--- START OF Given data ---
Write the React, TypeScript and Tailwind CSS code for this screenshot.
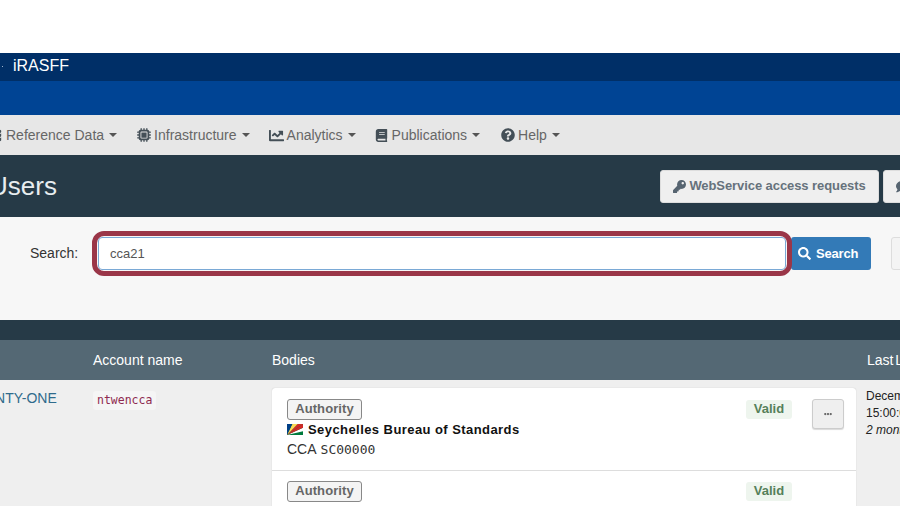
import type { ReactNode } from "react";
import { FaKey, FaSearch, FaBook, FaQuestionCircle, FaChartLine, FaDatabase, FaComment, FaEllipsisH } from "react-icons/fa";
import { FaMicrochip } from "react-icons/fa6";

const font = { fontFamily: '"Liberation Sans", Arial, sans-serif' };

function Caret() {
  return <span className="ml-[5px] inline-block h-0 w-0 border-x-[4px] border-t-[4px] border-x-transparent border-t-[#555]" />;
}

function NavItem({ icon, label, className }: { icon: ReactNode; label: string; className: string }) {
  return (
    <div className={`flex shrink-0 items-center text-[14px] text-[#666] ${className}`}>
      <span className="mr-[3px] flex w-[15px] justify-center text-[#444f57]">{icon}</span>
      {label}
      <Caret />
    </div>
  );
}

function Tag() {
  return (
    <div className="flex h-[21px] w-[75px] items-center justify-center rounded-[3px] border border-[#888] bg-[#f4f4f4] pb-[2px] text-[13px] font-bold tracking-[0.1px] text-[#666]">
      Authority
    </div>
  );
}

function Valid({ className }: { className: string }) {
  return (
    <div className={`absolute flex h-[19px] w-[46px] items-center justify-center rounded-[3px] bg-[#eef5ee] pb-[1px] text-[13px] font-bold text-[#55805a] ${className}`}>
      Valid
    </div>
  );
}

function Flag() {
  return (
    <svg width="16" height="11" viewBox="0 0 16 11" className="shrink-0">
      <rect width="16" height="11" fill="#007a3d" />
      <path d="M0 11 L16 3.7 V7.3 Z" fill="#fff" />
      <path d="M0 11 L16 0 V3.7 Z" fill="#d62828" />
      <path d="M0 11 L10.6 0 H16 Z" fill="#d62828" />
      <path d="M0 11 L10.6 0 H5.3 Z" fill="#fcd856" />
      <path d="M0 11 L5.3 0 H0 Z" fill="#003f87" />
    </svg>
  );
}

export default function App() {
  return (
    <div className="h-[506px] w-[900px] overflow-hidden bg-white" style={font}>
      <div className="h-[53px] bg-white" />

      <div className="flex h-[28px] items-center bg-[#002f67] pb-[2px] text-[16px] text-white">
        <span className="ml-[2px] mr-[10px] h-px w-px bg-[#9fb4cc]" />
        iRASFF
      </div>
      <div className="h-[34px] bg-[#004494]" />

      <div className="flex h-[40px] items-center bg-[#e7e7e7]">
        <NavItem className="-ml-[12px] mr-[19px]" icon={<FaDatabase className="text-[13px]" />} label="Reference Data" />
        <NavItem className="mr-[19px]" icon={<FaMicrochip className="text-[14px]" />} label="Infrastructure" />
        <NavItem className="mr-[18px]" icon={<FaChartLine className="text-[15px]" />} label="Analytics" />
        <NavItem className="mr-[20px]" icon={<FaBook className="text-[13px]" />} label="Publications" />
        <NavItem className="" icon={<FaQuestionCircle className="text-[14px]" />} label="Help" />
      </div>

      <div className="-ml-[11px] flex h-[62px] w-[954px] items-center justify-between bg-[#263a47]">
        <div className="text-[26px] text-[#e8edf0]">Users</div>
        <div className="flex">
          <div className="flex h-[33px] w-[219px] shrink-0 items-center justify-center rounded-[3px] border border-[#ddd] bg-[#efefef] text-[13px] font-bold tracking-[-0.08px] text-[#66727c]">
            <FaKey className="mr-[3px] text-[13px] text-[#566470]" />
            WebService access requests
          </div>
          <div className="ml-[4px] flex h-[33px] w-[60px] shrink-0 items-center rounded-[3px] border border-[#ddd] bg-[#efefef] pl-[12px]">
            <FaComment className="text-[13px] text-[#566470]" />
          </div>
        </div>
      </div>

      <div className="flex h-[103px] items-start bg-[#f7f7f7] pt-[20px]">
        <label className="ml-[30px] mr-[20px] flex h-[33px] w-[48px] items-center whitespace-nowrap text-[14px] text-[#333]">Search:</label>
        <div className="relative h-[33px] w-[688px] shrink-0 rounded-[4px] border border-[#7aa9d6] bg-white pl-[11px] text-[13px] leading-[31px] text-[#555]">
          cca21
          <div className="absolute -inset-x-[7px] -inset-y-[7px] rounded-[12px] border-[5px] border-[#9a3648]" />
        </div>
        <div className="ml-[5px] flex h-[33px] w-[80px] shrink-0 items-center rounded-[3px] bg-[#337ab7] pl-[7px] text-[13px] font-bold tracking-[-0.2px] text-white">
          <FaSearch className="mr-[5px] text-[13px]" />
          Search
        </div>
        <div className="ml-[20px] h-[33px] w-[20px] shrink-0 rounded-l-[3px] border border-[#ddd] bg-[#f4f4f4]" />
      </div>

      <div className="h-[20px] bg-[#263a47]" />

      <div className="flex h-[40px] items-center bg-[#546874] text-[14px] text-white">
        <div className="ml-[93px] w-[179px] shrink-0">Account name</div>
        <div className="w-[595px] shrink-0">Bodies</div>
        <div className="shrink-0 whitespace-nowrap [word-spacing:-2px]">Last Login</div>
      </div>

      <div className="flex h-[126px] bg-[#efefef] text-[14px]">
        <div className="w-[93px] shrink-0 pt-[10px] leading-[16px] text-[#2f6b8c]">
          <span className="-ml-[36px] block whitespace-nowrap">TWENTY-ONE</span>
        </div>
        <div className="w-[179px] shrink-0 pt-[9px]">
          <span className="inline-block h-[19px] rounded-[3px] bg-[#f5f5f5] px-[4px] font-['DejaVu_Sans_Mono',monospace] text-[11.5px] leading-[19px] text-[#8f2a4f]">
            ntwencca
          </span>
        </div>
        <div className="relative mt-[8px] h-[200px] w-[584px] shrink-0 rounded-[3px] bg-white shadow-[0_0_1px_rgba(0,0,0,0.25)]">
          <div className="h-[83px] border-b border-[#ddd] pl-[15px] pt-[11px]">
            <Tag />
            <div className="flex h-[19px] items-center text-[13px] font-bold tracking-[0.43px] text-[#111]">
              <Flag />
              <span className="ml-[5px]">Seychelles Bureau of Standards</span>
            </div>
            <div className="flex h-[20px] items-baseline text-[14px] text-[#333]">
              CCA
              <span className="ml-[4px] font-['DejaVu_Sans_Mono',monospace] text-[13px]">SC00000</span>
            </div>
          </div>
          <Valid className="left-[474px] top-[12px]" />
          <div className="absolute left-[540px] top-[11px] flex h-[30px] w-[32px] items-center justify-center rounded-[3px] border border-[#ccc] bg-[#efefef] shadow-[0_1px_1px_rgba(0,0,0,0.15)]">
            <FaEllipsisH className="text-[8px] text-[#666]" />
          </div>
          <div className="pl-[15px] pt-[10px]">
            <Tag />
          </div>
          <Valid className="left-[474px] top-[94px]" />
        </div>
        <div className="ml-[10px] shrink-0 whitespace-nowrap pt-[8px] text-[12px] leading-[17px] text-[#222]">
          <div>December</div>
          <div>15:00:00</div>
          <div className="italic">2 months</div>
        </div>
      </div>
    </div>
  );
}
--- END OF Given data ---
:: Task to carry out ::
Leave out the pictures and copy the rest of the material above exactly.

:: Result below ::
Write the React, TypeScript and Tailwind CSS code for this screenshot.
import type { ReactNode } from "react";
import { FaKey, FaSearch, FaBook, FaQuestionCircle, FaChartLine, FaDatabase, FaComment, FaEllipsisH } from "react-icons/fa";
import { FaMicrochip } from "react-icons/fa6";

const font = { fontFamily: '"Liberation Sans", Arial, sans-serif' };

function Caret() {
  return <span className="ml-[5px] inline-block h-0 w-0 border-x-[4px] border-t-[4px] border-x-transparent border-t-[#555]" />;
}

function NavItem({ icon, label, className }: { icon: ReactNode; label: string; className: string }) {
  return (
    <div className={`flex shrink-0 items-center text-[14px] text-[#666] ${className}`}>
      <span className="mr-[3px] flex w-[15px] justify-center text-[#444f57]">{icon}</span>
      {label}
      <Caret />
    </div>
  );
}

function Tag() {
  return (
    <div className="flex h-[21px] w-[75px] items-center justify-center rounded-[3px] border border-[#888] bg-[#f4f4f4] pb-[2px] text-[13px] font-bold tracking-[0.1px] text-[#666]">
      Authority
    </div>
  );
}

function Valid({ className }: { className: string }) {
  return (
    <div className={`absolute flex h-[19px] w-[46px] items-center justify-center rounded-[3px] bg-[#eef5ee] pb-[1px] text-[13px] font-bold text-[#55805a] ${className}`}>
      Valid
    </div>
  );
}

function Flag() {
  return (
    <svg width="16" height="11" viewBox="0 0 16 11" className="shrink-0">
      <rect width="16" height="11" fill="#007a3d" />
      <path d="M0 11 L16 3.7 V7.3 Z" fill="#fff" />
      <path d="M0 11 L16 0 V3.7 Z" fill="#d62828" />
      <path d="M0 11 L10.6 0 H16 Z" fill="#d62828" />
      <path d="M0 11 L10.6 0 H5.3 Z" fill="#fcd856" />
      <path d="M0 11 L5.3 0 H0 Z" fill="#003f87" />
    </svg>
  );
}

export default function App() {
  return (
    <div className="h-[506px] w-[900px] overflow-hidden bg-white" style={font}>
      <div className="h-[53px] bg-white" />

      <div className="flex h-[28px] items-center bg-[#002f67] pb-[2px] text-[16px] text-white">
        <span className="ml-[2px] mr-[10px] h-px w-px bg-[#9fb4cc]" />
        iRASFF
      </div>
      <div className="h-[34px] bg-[#004494]" />

      <div className="flex h-[40px] items-center bg-[#e7e7e7]">
        <NavItem className="-ml-[12px] mr-[19px]" icon={<FaDatabase className="text-[13px]" />} label="Reference Data" />
        <NavItem className="mr-[19px]" icon={<FaMicrochip className="text-[14px]" />} label="Infrastructure" />
        <NavItem className="mr-[18px]" icon={<FaChartLine className="text-[15px]" />} label="Analytics" />
        <NavItem className="mr-[20px]" icon={<FaBook className="text-[13px]" />} label="Publications" />
        <NavItem className="" icon={<FaQuestionCircle className="text-[14px]" />} label="Help" />
      </div>

      <div className="-ml-[11px] flex h-[62px] w-[954px] items-center justify-between bg-[#263a47]">
        <div className="text-[26px] text-[#e8edf0]">Users</div>
        <div className="flex">
          <div className="flex h-[33px] w-[219px] shrink-0 items-center justify-center rounded-[3px] border border-[#ddd] bg-[#efefef] text-[13px] font-bold tracking-[-0.08px] text-[#66727c]">
            <FaKey className="mr-[3px] text-[13px] text-[#566470]" />
            WebService access requests
          </div>
          <div className="ml-[4px] flex h-[33px] w-[60px] shrink-0 items-center rounded-[3px] border border-[#ddd] bg-[#efefef] pl-[12px]">
            <FaComment className="text-[13px] text-[#566470]" />
          </div>
        </div>
      </div>

      <div className="flex h-[103px] items-start bg-[#f7f7f7] pt-[20px]">
        <label className="ml-[30px] mr-[20px] flex h-[33px] w-[48px] items-center whitespace-nowrap text-[14px] text-[#333]">Search:</label>
        <div className="relative h-[33px] w-[688px] shrink-0 rounded-[4px] border border-[#7aa9d6] bg-white pl-[11px] text-[13px] leading-[31px] text-[#555]">
          cca21
          <div className="absolute -inset-x-[7px] -inset-y-[7px] rounded-[12px] border-[5px] border-[#9a3648]" />
        </div>
        <div className="ml-[5px] flex h-[33px] w-[80px] shrink-0 items-center rounded-[3px] bg-[#337ab7] pl-[7px] text-[13px] font-bold tracking-[-0.2px] text-white">
          <FaSearch className="mr-[5px] text-[13px]" />
          Search
        </div>
        <div className="ml-[20px] h-[33px] w-[20px] shrink-0 rounded-l-[3px] border border-[#ddd] bg-[#f4f4f4]" />
      </div>

      <div className="h-[20px] bg-[#263a47]" />

      <div className="flex h-[40px] items-center bg-[#546874] text-[14px] text-white">
        <div className="ml-[93px] w-[179px] shrink-0">Account name</div>
        <div className="w-[595px] shrink-0">Bodies</div>
        <div className="shrink-0 whitespace-nowrap [word-spacing:-2px]">Last Login</div>
      </div>

      <div className="flex h-[126px] bg-[#efefef] text-[14px]">
        <div className="w-[93px] shrink-0 pt-[10px] leading-[16px] text-[#2f6b8c]">
          <span className="-ml-[36px] block whitespace-nowrap">TWENTY-ONE</span>
        </div>
        <div className="w-[179px] shrink-0 pt-[9px]">
          <span className="inline-block h-[19px] rounded-[3px] bg-[#f5f5f5] px-[4px] font-['DejaVu_Sans_Mono',monospace] text-[11.5px] leading-[19px] text-[#8f2a4f]">
            ntwencca
          </span>
        </div>
        <div className="relative mt-[8px] h-[200px] w-[584px] shrink-0 rounded-[3px] bg-white shadow-[0_0_1px_rgba(0,0,0,0.25)]">
          <div className="h-[83px] border-b border-[#ddd] pl-[15px] pt-[11px]">
            <Tag />
            <div className="flex h-[19px] items-center text-[13px] font-bold tracking-[0.43px] text-[#111]">
              <Flag />
              <span className="ml-[5px]">Seychelles Bureau of Standards</span>
            </div>
            <div className="flex h-[20px] items-baseline text-[14px] text-[#333]">
              CCA
              <span className="ml-[4px] font-['DejaVu_Sans_Mono',monospace] text-[13px]">SC00000</span>
            </div>
          </div>
          <Valid className="left-[474px] top-[12px]" />
          <div className="absolute left-[540px] top-[11px] flex h-[30px] w-[32px] items-center justify-center rounded-[3px] border border-[#ccc] bg-[#efefef] shadow-[0_1px_1px_rgba(0,0,0,0.15)]">
            <FaEllipsisH className="text-[8px] text-[#666]" />
          </div>
          <div className="pl-[15px] pt-[10px]">
            <Tag />
          </div>
          <Valid className="left-[474px] top-[94px]" />
        </div>
        <div className="ml-[10px] shrink-0 whitespace-nowrap pt-[8px] text-[12px] leading-[17px] text-[#222]">
          <div>December</div>
          <div>15:00:00</div>
          <div className="italic">2 months</div>
        </div>
      </div>
    </div>
  );
}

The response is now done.